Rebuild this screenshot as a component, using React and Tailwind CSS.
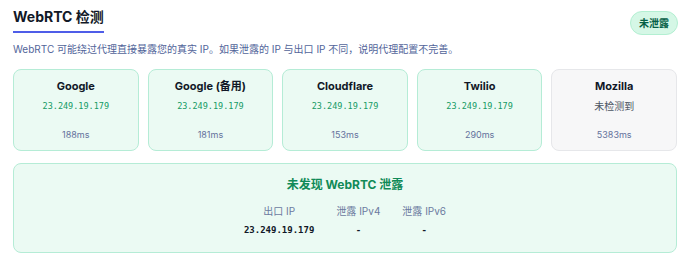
export default function App() {
  const cards = [
    { name: "Google", ip: "23.249.19.179", ms: "188ms", ok: true },
    { name: "Google (备用)", ip: "23.249.19.179", ms: "181ms", ok: true },
    { name: "Cloudflare", ip: "23.249.19.179", ms: "153ms", ok: true },
    { name: "Twilio", ip: "23.249.19.179", ms: "290ms", ok: true },
    { name: "Mozilla", ip: null, ms: "5383ms", ok: false },
  ];
  const sans = { fontFamily: 'Inter, "Noto Sans CJK SC", sans-serif' };
  const mono = { fontFamily: '"DejaVu Sans Mono", "Noto Sans CJK SC", monospace' };
  return (
    <div className="w-[690px] h-[260px] bg-white px-[13px] pt-[8px]" style={sans}>
      <div className="flex items-start justify-between">
        <h1 className="block w-fit text-[14px] leading-[18px] font-bold text-[#111827] pb-[5px] border-b-2 border-[#4f5de8]">
          WebRTC 检测
        </h1>
        <div className="mt-[3px] mr-[-1px] h-[24px] px-[8px] rounded-full bg-[#d5f7e6] border border-[#b3efd2] text-[#065f46] text-[10px] font-bold flex items-center">
          未泄露
        </div>
      </div>
      <p className="mt-[7px] text-[10px] leading-[14px] text-[#52659a]">
        WebRTC 可能绕过代理直接暴露您的真实 IP。如果泄露的 IP 与出口 IP 不同，说明代理配置不完善。
      </p>
      <div className="mt-[13px] grid grid-cols-5 gap-[9px]">
        {cards.map((c) => (
          <div
            key={c.name}
            className={
              "h-[82px] rounded-[8px] border flex flex-col items-center pt-[9px] " +
              (c.ok ? "bg-[#ebfaf3] border-[#b5ecd6]" : "bg-[#f7f7f8] border-[#e6e7ea]")
            }
          >
            <div className="text-[11px] leading-[14px] font-bold text-[#111827]">{c.name}</div>
            {c.ip ? (
              <div className="mt-[6px] text-[8.5px] leading-[14px] text-[#159a65]" style={mono}>
                {c.ip}
              </div>
            ) : (
              <div className="mt-[5px] text-[10px] leading-[16px] text-[#4b5563]">未检测到</div>
            )}
            <div className="mt-auto mb-[9px] text-[9px] leading-[12px] text-[#64719c]">{c.ms}</div>
          </div>
        ))}
      </div>
      <div className="mt-[12px] h-[90px] rounded-[8px] border border-[#b5ecd6] bg-[#ebfaf3] flex flex-col items-center pt-[13px]">
        <div className="text-[12px] leading-[16px] font-bold text-[#108a57]">未发现 WebRTC 泄露</div>
        <table className="mt-[11px] text-center">
          <thead>
            <tr className="text-[10px] leading-[14px] text-[#6b7aa0]">
              <th className="font-normal px-[11px] pb-[5px]">出口 IP</th>
              <th className="font-normal px-[11px] pb-[5px]">泄露 IPv4</th>
              <th className="font-normal px-[11px] pb-[5px]">泄露 IPv6</th>
            </tr>
          </thead>
          <tbody>
            <tr className="text-[9px] leading-[14px] font-bold text-[#111827]" style={mono}>
              <td className="px-[11px]">23.249.19.179</td>
              <td className="px-[11px]">-</td>
              <td className="px-[11px]">-</td>
            </tr>
          </tbody>
        </table>
      </div>
    </div>
  );
}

....

| DIRECTIVE |
Print the whole listing above once more, word for word, without its pictures.

| EXERCISE RESPONSE |
Rebuild this screenshot as a component, using React and Tailwind CSS.
export default function App() {
  const cards = [
    { name: "Google", ip: "23.249.19.179", ms: "188ms", ok: true },
    { name: "Google (备用)", ip: "23.249.19.179", ms: "181ms", ok: true },
    { name: "Cloudflare", ip: "23.249.19.179", ms: "153ms", ok: true },
    { name: "Twilio", ip: "23.249.19.179", ms: "290ms", ok: true },
    { name: "Mozilla", ip: null, ms: "5383ms", ok: false },
  ];
  const sans = { fontFamily: 'Inter, "Noto Sans CJK SC", sans-serif' };
  const mono = { fontFamily: '"DejaVu Sans Mono", "Noto Sans CJK SC", monospace' };
  return (
    <div className="w-[690px] h-[260px] bg-white px-[13px] pt-[8px]" style={sans}>
      <div className="flex items-start justify-between">
        <h1 className="block w-fit text-[14px] leading-[18px] font-bold text-[#111827] pb-[5px] border-b-2 border-[#4f5de8]">
          WebRTC 检测
        </h1>
        <div className="mt-[3px] mr-[-1px] h-[24px] px-[8px] rounded-full bg-[#d5f7e6] border border-[#b3efd2] text-[#065f46] text-[10px] font-bold flex items-center">
          未泄露
        </div>
      </div>
      <p className="mt-[7px] text-[10px] leading-[14px] text-[#52659a]">
        WebRTC 可能绕过代理直接暴露您的真实 IP。如果泄露的 IP 与出口 IP 不同，说明代理配置不完善。
      </p>
      <div className="mt-[13px] grid grid-cols-5 gap-[9px]">
        {cards.map((c) => (
          <div
            key={c.name}
            className={
              "h-[82px] rounded-[8px] border flex flex-col items-center pt-[9px] " +
              (c.ok ? "bg-[#ebfaf3] border-[#b5ecd6]" : "bg-[#f7f7f8] border-[#e6e7ea]")
            }
          >
            <div className="text-[11px] leading-[14px] font-bold text-[#111827]">{c.name}</div>
            {c.ip ? (
              <div className="mt-[6px] text-[8.5px] leading-[14px] text-[#159a65]" style={mono}>
                {c.ip}
              </div>
            ) : (
              <div className="mt-[5px] text-[10px] leading-[16px] text-[#4b5563]">未检测到</div>
            )}
            <div className="mt-auto mb-[9px] text-[9px] leading-[12px] text-[#64719c]">{c.ms}</div>
          </div>
        ))}
      </div>
      <div className="mt-[12px] h-[90px] rounded-[8px] border border-[#b5ecd6] bg-[#ebfaf3] flex flex-col items-center pt-[13px]">
        <div className="text-[12px] leading-[16px] font-bold text-[#108a57]">未发现 WebRTC 泄露</div>
        <table className="mt-[11px] text-center">
          <thead>
            <tr className="text-[10px] leading-[14px] text-[#6b7aa0]">
              <th className="font-normal px-[11px] pb-[5px]">出口 IP</th>
              <th className="font-normal px-[11px] pb-[5px]">泄露 IPv4</th>
              <th className="font-normal px-[11px] pb-[5px]">泄露 IPv6</th>
            </tr>
          </thead>
          <tbody>
            <tr className="text-[9px] leading-[14px] font-bold text-[#111827]" style={mono}>
              <td className="px-[11px]">23.249.19.179</td>
              <td className="px-[11px]">-</td>
              <td className="px-[11px]">-</td>
            </tr>
          </tbody>
        </table>
      </div>
    </div>
  );
}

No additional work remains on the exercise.